As a consequence, it is further submitted that the judgment of the trial Court is a nullity and has robbed the trial Court of Jurisdiction; and also that the effect of the judgment of  the trial Court is that each of the 1st and 2nd Respondents could take out a writ of execution against the Appellant; the trial Court went beyond evaluation of the case of the 1st and 2nd Respondents to proffer its own solution; ESTISIONE H. NIG. LTD V OSUNSTATE GOVERNEMET (2012) 14 NWLR part 1321 540. That the judgment of the trial Court is perverse and ought to be set aside for the same reason; EDILCON NIG. LTD V UBA PLC (2017) 18 NWLR part 1596 page 74 and ADEBIYI V STATE (2016) 8 NWLR part 1515 page 459.

It is submitted in response that the order of the trial Court prescribing the formula for sharing the funds to the 1st and 2nd Respondents is merely incidental to the overall decision of the Court. The order flows natural, and consequentially from the decision of the trial Court; AKPO V HAKEEM (1992) 6 NWLR part 247 page 266.

That a party need not seek consequential orders because the Court can suo moto make one depending on the circumstances of the case; and the 1st and 2nd Respondents who were affected did not complain about miscarriage of justice; and that the original originating summons though subsequently amended served as a record of the Court and the trial Court took judicial notice of its contents because reliefs (v) and (vi) sought by the 1st and 2nd Respondents in the original originating summons prescribed for a sharing formula in proportion to their respective judgments.

It is submitted that exhibit A served as a foundation on which the trial Court prescribed the sharing formula to give effect to its judgment by giving the consequential order which is not extraneous to the main relief; AMAECHI V INEC & ORS (2008) vol 158 LRCN 1. 

RESOLUTION OF ISSUE TWO: 
The trial Court in its judgment at page 647 of the record of appeal, volume 2 held that from the pleadings in the amended originating summons and exhibit A the plaintiffs are to share the $100,000,000 in the following order: 1. the 1st plaintiff 40% which translates to $127,523,180.23; 2. 2nd plaintiff, $300,000,000; and that the sharing ratio is 28.62% and 71.38%.

The trial Court proceeded to make the following orders: a) the 4th defendant, IJBA, is ordered to pay the 1st plaintiff, the sum of $28,620,000 forthwith; b) the 4th defendant, UBA, is ordered to pay the 2nd plaintiff the sum of $71,380,000 as part payment for the claims against the Federal Government of Nigeria in the Paris London Club related refunds, failure of which the 4th defendant, UBA and the 5th defendant, CBN automatically become the primary debtors to the plaintiff for the disputed fund and execution shall lie against both the UBA and or the 5th defendant; and ordered that pursuant to Order 39(4) of the Rules of this Court the $100,000,000 shall attract post judgment interest of 10% from the date of judgment till the entire sum is paid; see page 648 of volume 2 of the record of appeal.

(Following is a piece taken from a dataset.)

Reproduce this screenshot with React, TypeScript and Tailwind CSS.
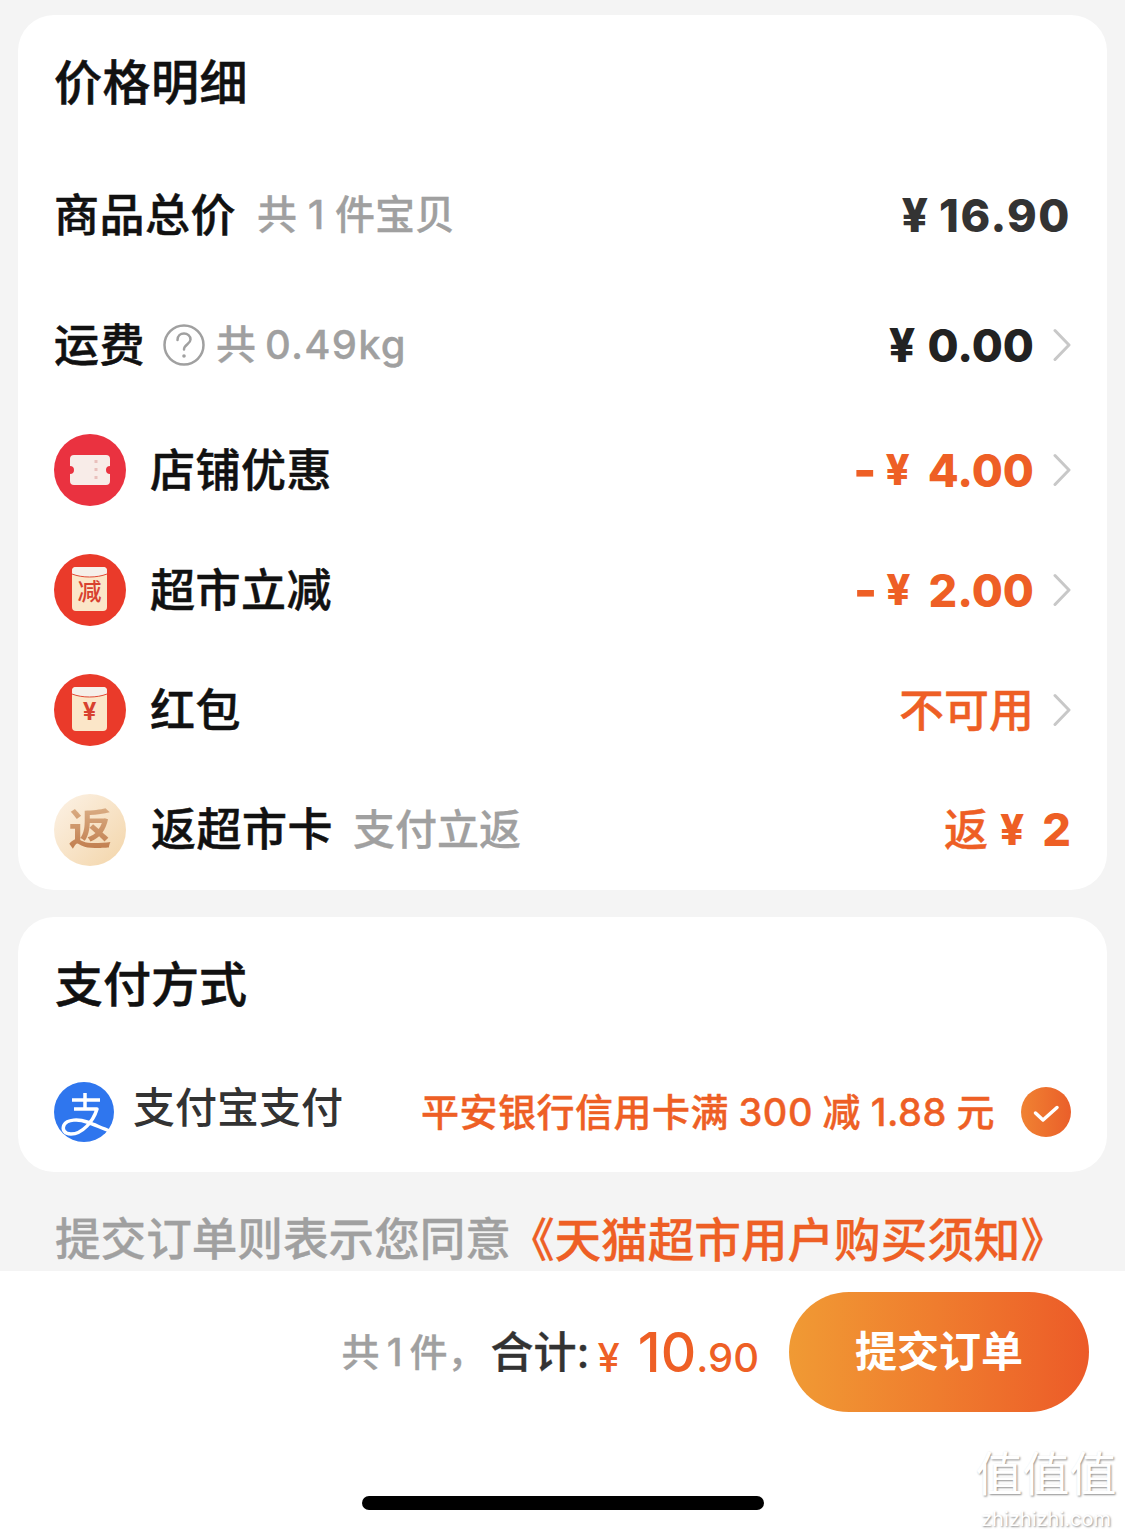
import type { ReactNode } from 'react';

const FONT = "font-['Inter','Noto_Sans_CJK_SC',sans-serif]";

function Chevron() {
  return (
    <svg width="22" height="36" viewBox="0 0 22 36" fill="none" className="ml-[15px] shrink-0">
      <path d="M6 3.500 20 18 6 32.500" stroke="#c8c8c8" strokeWidth="3" strokeLinecap="round" strokeLinejoin="round" />
    </svg>
  );
}

function Ticket() {
  return (
    <svg width="72" height="72" viewBox="0 0 72 72">
      <circle cx="36" cy="36" r="36" fill="#ea3240" />
      <path
        d="M20 21h32a4 4 0 0 1 4 4v7a4 4 0 0 0 0 8v7a4 4 0 0 1-4 4H20a4 4 0 0 1-4-4v-7a4 4 0 0 0 0-8v-7a4 4 0 0 1 4-4Z"
        fill="#f8ece8"
      />
      <path d="M42 26v20" stroke="#e9c0bc" strokeWidth="3" strokeDasharray="3 5" />
    </svg>
  );
}

function Envelope({ label, small }: { label: string; small?: boolean }) {
  return (
    <div className="relative h-[72px] w-[72px] shrink-0 rounded-full bg-[#ea3a2a]">
      <svg width="72" height="72" viewBox="0 0 72 72" className="absolute inset-0">
        <rect x="18" y="13" width="35" height="44" rx="4" fill="#fbe6c8" />
        <path d="M18 17a4 4 0 0 1 4-4h27a4 4 0 0 1 4 4v3c-10 4-25 4-35 0Z" fill="#f6f0ea" />
        <path d="M18 20c10 4 25 4 35 0" stroke="#e24a36" strokeWidth="1" fill="none" />
      </svg>
      <span
        className={`absolute inset-x-0 top-[24px] pr-[1px] text-center leading-[28px] text-[#d8412f] ${small ? 'text-[24px] font-bold' : 'text-[24px] font-medium'}`}
      >
        {label}
      </span>
    </div>
  );
}

function FanIcon() {
  return (
    <div className="flex h-[72px] w-[72px] shrink-0 items-center justify-center rounded-full bg-gradient-to-br from-[#fcf2e6] to-[#f3d5a9]">
      <span className="bg-gradient-to-b from-[#d9ac83] to-[#c07c4c] bg-clip-text text-[43px] font-bold leading-none text-transparent">
        返
      </span>
    </div>
  );
}

function AlipayIcon() {
  return (
    <svg width="60" height="60" viewBox="0 0 60 60" className="shrink-0">
      <circle cx="30" cy="30" r="30" fill="#2f76ee" />
      <path
        d="M18 18h28M31 11v15M20 27h23C39 40 28 52 17 52 10 52 8 47 10 43c3-6 15-6 23-3 8 3 15 6 23 9"
        stroke="#fff"
        strokeWidth="3.500"
        strokeLinejoin="round"
        fill="none"
      />
    </svg>
  );
}

function PriceRow({ children, right, h }: { children: ReactNode; right: ReactNode; h: string }) {
  return (
    <div className={`flex items-center justify-between pl-[36px] pr-[36px] ${h}`}>
      <div className="flex items-center">{children}</div>
      <div className="flex items-center">{right}</div>
    </div>
  );
}

function Label({ children }: { children: ReactNode }) {
  return (
    <span className="text-[45px] font-medium leading-none tracking-[0.5px] text-[#111] [-webkit-text-stroke:0.5px_#111]">
      {children}
    </span>
  );
}

function Gray({ children, className = '' }: { children: ReactNode; className?: string }) {
  return (
    <span className={`font-medium leading-none text-[#a0a0a0] [-webkit-text-stroke:0.3px_#a0a0a0] ${className}`}>
      {children}
    </span>
  );
}

function Discount({ value }: { value: string }) {
  return (
    <span className="flex items-center font-extrabold leading-none text-[#ee5f25]">
      <span className="text-[50px]">-</span>
      <span className="ml-[9px] text-[42px]">¥</span>
      <span className="ml-[18px] text-[45px]">{value}</span>
    </span>
  );
}

export default function App() {
  return (
    <div className={`relative flex h-[1535px] w-[1125px] flex-col overflow-hidden bg-[#f4f4f4] ${FONT}`}>
      <div className="mx-[18px] mt-[15px] h-[875px] shrink-0 rounded-[36px] bg-white">
        <div className="flex h-[135px] items-center pl-[36px]">
          <h2 className="text-[48px] font-medium leading-none tracking-[0.5px] text-[#111] [-webkit-text-stroke:0.5px_#111]">
            价格明细
          </h2>
        </div>
        <PriceRow
          h="h-[130px]"
          right={
            <span className="flex items-center font-extrabold leading-none text-[#333]">
              <span className="text-[46px]">¥</span>
              <span className="ml-[11px] text-[45px] tracking-[1.500px]">16.90</span>
            </span>
          }
        >
          <Label>商品总价</Label>
          <Gray className="ml-[21px] text-[40px]">共 1 件宝贝</Gray>
        </PriceRow>
        <PriceRow
          h="h-[130px]"
          right={
            <>
              <span className="flex items-center font-extrabold leading-none text-[#222]">
                <span className="text-[46px]">¥</span>
                <span className="ml-[12px] text-[45px]">0.00</span>
              </span>
              <Chevron />
            </>
          }
        >
          <Label>运费</Label>
          <svg width="42" height="42" viewBox="0 0 42 42" className="ml-[18px]" fill="none">
            <circle cx="21" cy="21" r="19.500" stroke="#a0a0a0" strokeWidth="2.500" />
            <path
              d="M14.500 16c0-4 3-6.500 6.500-6.500s6.500 2.500 6.500 6c0 4.500-6.500 5-6.500 10"
              stroke="#a0a0a0"
              strokeWidth="2.500"
              strokeLinecap="round"
            />
            <circle cx="21" cy="32" r="1.800" fill="#a0a0a0" />
          </svg>
          <Gray className="ml-[11px] text-[40px] tracking-[1.200px] [word-spacing:-4px]">共 0.49kg</Gray>
        </PriceRow>
        <PriceRow h="h-[120px]" right={<><Discount value="4.00" /><Chevron /></>}>
          <Ticket />
          <span className="ml-[24px]"><Label>店铺优惠</Label></span>
        </PriceRow>
        <PriceRow h="h-[120px]" right={<><Discount value="2.00" /><Chevron /></>}>
          <Envelope label="减" />
          <span className="ml-[24px]"><Label>超市立减</Label></span>
        </PriceRow>
        <PriceRow
          h="h-[120px]"
          right={
            <>
              <span className="text-[45px] font-medium leading-none text-[#ee5f25] [-webkit-text-stroke:0.4px_#ee5f25]">不可用</span>
              <Chevron />
            </>
          }
        >
          <Envelope label="¥" small />
          <span className="ml-[24px]"><Label>红包</Label></span>
        </PriceRow>
        <PriceRow
          h="h-[119px]"
          right={
            <span className="flex items-center leading-none text-[#ee5f25]">
              <span className="text-[44px] font-medium [-webkit-text-stroke:0.4px_#ee5f25]">返</span>
              <span className="ml-[12px] text-[42px] font-extrabold">¥</span>
              <span className="ml-[18px] text-[45px] font-extrabold">2</span>
            </span>
          }
        >
          <FanIcon />
          <span className="ml-[25px]"><Label>返超市卡</Label></span>
          <Gray className="ml-[20px] text-[42px]">支付立返</Gray>
        </PriceRow>
      </div>

      <div className="mx-[18px] mt-[27px] h-[255px] shrink-0 rounded-[36px] bg-white">
        <div className="flex h-[136px] items-center pl-[37px]">
          <h2 className="text-[48px] font-medium leading-none text-[#111] [-webkit-text-stroke:0.5px_#111]">支付方式</h2>
        </div>
        <div className="mt-[29px] flex items-center justify-between pl-[36px] pr-[36px]">
          <div className="flex items-center">
            <AlipayIcon />
            <span className="ml-[19px] mb-[8px] text-[42px] font-medium leading-none text-[#333]">支付宝支付</span>
          </div>
          <div className="flex items-center">
            <span className="text-[38px] font-medium leading-none tracking-[0.5px] text-[#ee5f25] [word-spacing:-1px] [-webkit-text-stroke:0.4px_#ee5f25]">
              平安银行信用卡满 300 减 1.88 元
            </span>
            <svg width="50" height="50" viewBox="0 0 50 50" className="ml-[26px]" fill="none">
              <defs>
                <linearGradient id="check" x1="0" x2="1" y1="0" y2="0">
                  <stop offset="0" stopColor="#f08232" />
                  <stop offset="1" stopColor="#ea5f2a" />
                </linearGradient>
              </defs>
              <circle cx="25" cy="25" r="25" fill="url(#check)" />
              <path d="m14.500 26 7.500 7 14-12.500" stroke="#fff" strokeWidth="3.500" strokeLinecap="round" strokeLinejoin="round" />
            </svg>
          </div>
        </div>
      </div>

      <div className="flex h-[99px] shrink-0 items-start whitespace-nowrap pl-[55px] pt-[45px] font-medium leading-none">
        <span className="text-[45.600px] text-[#a0a0a0] [-webkit-text-stroke:0.3px_#a0a0a0]">提交订单则表示您同意</span>
        <span className="-ml-[3px] text-[46.600px] text-[#ee5f25] [-webkit-text-stroke:0.3px_#ee5f25]">《天猫超市用户购买须知》</span>
      </div>

      <div className="flex flex-1 flex-col bg-white">
        <div className="flex h-[162px] items-center justify-end pr-[36px]">
          <span className="text-[38px] font-medium leading-none text-[#a0a0a0] [word-spacing:-3px] [-webkit-text-stroke:0.3px_#a0a0a0]">
            共 1 件，
          </span>
          <span className="ml-[5px] text-[43px] font-medium leading-none text-[#333] [-webkit-text-stroke:0.3px_#333]">合计:</span>
          <div className="ml-[8px] flex items-baseline leading-none text-[#ee5f25]">
            <span className="text-[40px] font-medium">¥</span>
            <span className="ml-[18px] text-[55px] font-medium">10</span>
            <span className="text-[40px] font-medium">.90</span>
          </div>
          <button className="ml-[30px] flex h-[120px] w-[300px] items-center justify-center rounded-full bg-gradient-to-r from-[#f09a34] to-[#ec5a28] text-[42px] font-bold leading-none text-white">
            提交订单
          </button>
        </div>
        <div className="flex justify-center pl-[1px] pt-[63px]">
          <div className="h-[14px] w-[402px] rounded-full bg-black" />
        </div>
      </div>

      <div className="absolute left-[974px] top-[1450px] flex w-[144px] flex-col items-center whitespace-nowrap leading-none text-white [text-shadow:1px_1px_2px_#8f8f8f]">
        <span className="text-[47px] font-normal">值值值</span>
        <span className="mt-[12px] text-[20px] font-normal">zhizhizhi.com</span>
      </div>
    </div>
  );
}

These disbursements are clearly not in the reliefs sought by the 1st and 2nd respondents; see pages 2 to 3 of the record of appeal. The trite position of the law is that, a trial Court cannot go outside the claims or reliefs before it; it has a duty to only adjudicate on claims or reliefs placed by parties before it. Generally speaking, it is not for the Court to make a case of its own from the evidence before it and proceed to decide issues on the basis of its own postulations different from the case made before it; See ADETOUN OLADEJI (NIG) LTD V. N.B. PLC (2007) 5 NWLR (PT.1027) PG. 415. The Court must always confine itself to the terms of the relief sought, otherwise, has no jurisdiction to grant any reliefs outside the ones claimed; see  SALUBI V NWARIAKU (2003) 7 NWLR PT.819 PG 426. 
I have gone through the reliefs sought thoroughly; I find no relief related to the sharing formula prescribed by the trial Court. That being so, the order of the trial Court is effectively null and void, having been made without jurisdiction; see FUNDUK ENGINEERING LTD V JAMES MACARTHUR & ORS (1990) 4 NWLR part143 page 266 and ODOFIN V AGU (1992) 2 NWLR part 229 page 350. 

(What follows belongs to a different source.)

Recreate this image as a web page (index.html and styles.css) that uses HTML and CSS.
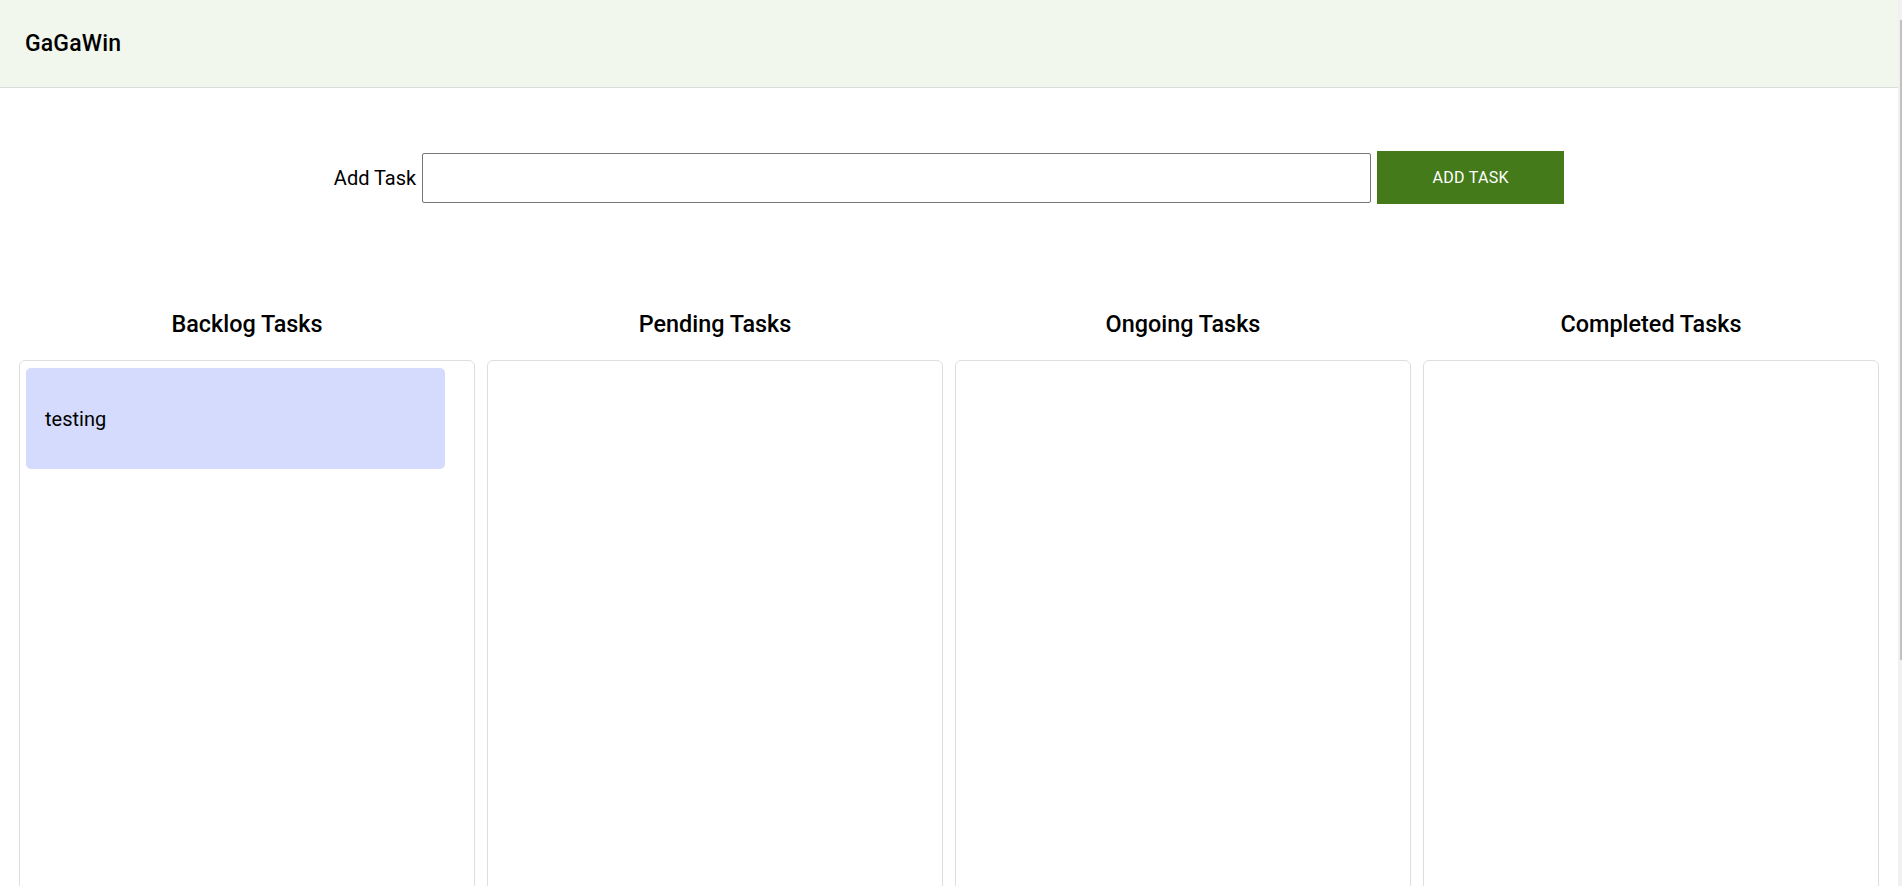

The contention that the sharing formula prescribed by the trial Court is incidental to the overall decision of the Court is absurd as it is without basis, even if resort is had to exhibit A as suggested; granted the Court is a Court of record, bound by its record. To suggest that the original originating summons, amended and replaced, contain reliefs which appear to prescribe a sharing formula, and therefore should be reckoned with is absurd, not least because once an amendment is made what stood before goes, and is replaced by the amendment. To that extent, even if the original originating summons had some kind of formula, it will make no sense to resort to it having been amended and replaced. 
It is very important to emphasize that once an amendment is granted, what stood before the amendment no longer defines the issues tried; this is because once an amendment to a pleading is allowed by the Court the amendment relates to the original pleading which must be regarded as having been discarded; See: MADAM SAFURATU SALAMI & ORS V SUNMONU ENIOLA OKE(1987) 9 – 11 SC 43; VICTOR ADEGOKE ADEWUMI & ANOR V ATTORNEY GENERAL OF EKITI STATE (2002) 2 SCM 1 and NWOSU V I.S.E.S.A. (1990) 4 SC 7. 

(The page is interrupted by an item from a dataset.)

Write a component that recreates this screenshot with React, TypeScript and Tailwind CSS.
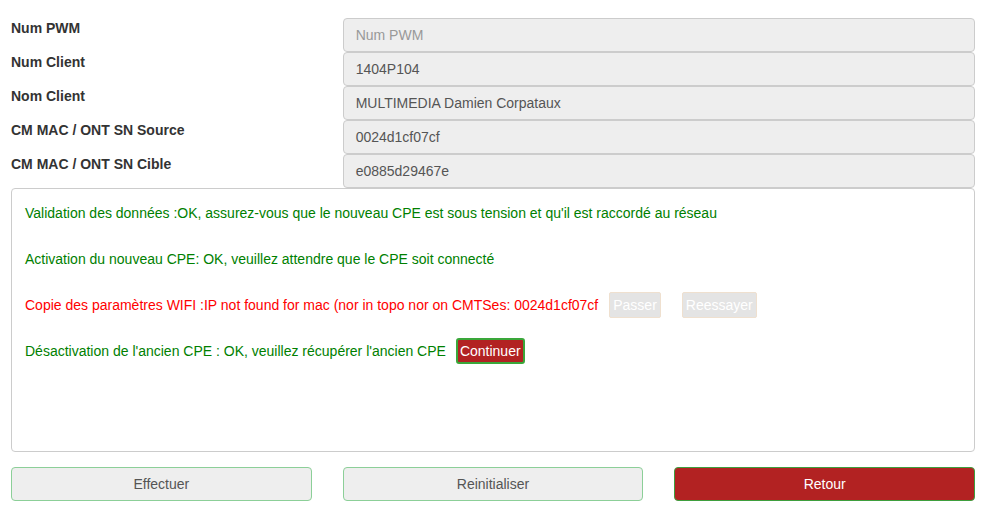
import { FC } from "react";

type FieldProps = {
    label: string
    value?: string
    placeholder?: string
}

const Field: FC<FieldProps> = (props: FieldProps) => {
    return (
        <div className="grid grid-cols-3 gap-x-[31px] h-[34px]">
            <label className="font-bold text-[14px] leading-[20px] text-[#333]">{props.label}</label>
            <div className="col-span-2 h-[34px] bg-[#eee] border border-[#ccc] rounded-[4px] px-[12px] flex items-center text-[14px] text-[#555]">
                {props.value ? props.value : <span className="text-[#999]">{props.placeholder}</span>}
            </div>
        </div>
    )
}

const fields: FieldProps[] = [
    { label: "Num PWM", placeholder: "Num PWM" },
    { label: "Num Client", value: "1404P104" },
    { label: "Nom Client", value: "MULTIMEDIA Damien Corpataux" },
    { label: "CM MAC / ONT SN Source", value: "0024d1cf07cf" },
    { label: "CM MAC / ONT SN Cible", value: "e0885d29467e" },
]

export default function App() {
    return (
        <div className="w-[988px] h-[529px] bg-white pl-[11px] pr-[13px] pt-[18px] font-['Liberation_Sans',Arial,sans-serif]">
            <div className="flex flex-col">
                {fields.map((f, index) => (
                    <Field key={index} {...f} />
                ))}
            </div>
            <div className="h-[264px] border border-[#ccc] rounded-[4px] px-[13px] pt-[1px] text-[14px]">
                <div className="h-[46px] flex items-center text-[#008000]">
                    Validation des données :OK, assurez-vous que le nouveau CPE est sous tension et qu'il est raccordé au réseau
                </div>
                <div className="h-[46px] flex items-center text-[#008000]">
                    Activation du nouveau CPE: OK, veuillez attendre que le CPE soit connecté
                </div>
                <div className="h-[46px] flex items-center text-[#ff0000]">
                    <span>Copie des paramètres WIFI :IP not found for mac (nor in topo nor on CMTSes: 0024d1cf07cf</span>
                    <button className="ml-[11px] h-[26px] px-[3px] bg-[#e4e4e4] border border-[#efe0cf] rounded-[2px] text-white text-[14px]">Passer</button>
                    <button className="ml-[21px] h-[26px] px-[3px] bg-[#e4e4e4] border border-[#efe0cf] rounded-[2px] text-white text-[14px]">Reessayer</button>
                </div>
                <div className="h-[46px] flex items-center text-[#008000]">
                    <span>Désactivation de l'ancien CPE : OK, veuillez récupérer l'ancien CPE</span>
                    <button className="ml-[10px] h-[26px] px-[2px] bg-[#b22222] border-2 border-[#3aa73a] rounded-[3px] text-white text-[14px]">Continuer</button>
                </div>
            </div>
            <div className="grid grid-cols-3 gap-x-[31px] mt-[15px]">
                <button className="h-[34px] bg-[#eee] border border-[#8ccf98] rounded-[4px] text-[14px] text-[#555]">Effectuer</button>
                <button className="h-[34px] bg-[#eee] border border-[#8ccf98] rounded-[4px] text-[14px] text-[#555]">Reinitialiser</button>
                <button className="h-[34px] bg-[#b22222] border border-[#3e9e3e] rounded-[4px] text-[14px] text-white">Retour</button>
            </div>
        </div>
    )
}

It is for these reasons that I now resolve this issue also in favour of the Appellant, against the 1st and 2nd Respondents. Having resolved all the issues that call for determination in favour of the Appellant, against the Respondents, the appeal succeeds per force, and it is accordingly allowed. Judgment of the trial Court is hereby set aside. 

Cost of N50,000 is awarded in favour of the Appellant, against the 1st and 2nd Respondents.

STEPHEN JONAH ADAH, J.C.A.: I have had the benefit of reading in draft the judgment just delivered by my learned brother MOHAMMED MUSTAPHA, JCA. 

I am in agreement with the reasoning and the conclusion thereat. I too do allow this appeal. I abide by the consequential Orders inclusive of the Order of Cost as made in the lead Judgment.

KENNETH IKECHUKWU AMADI, J.C.A.: I have had the privilege of reading in draft the lead judgment of my learned brother, Mohammed Mustapha, JCA. I agree with the reasoning therein and the conclusion reached.

Appearances:

G. Ofodile Okafor SAN For Appellant(s)

Ifeanyi Okpor Esq. for the 1st & 2nd Respondent.

P. I. N. Ikwueto SAN with Alex Ukwueze for the 3rd & 4th Respondent.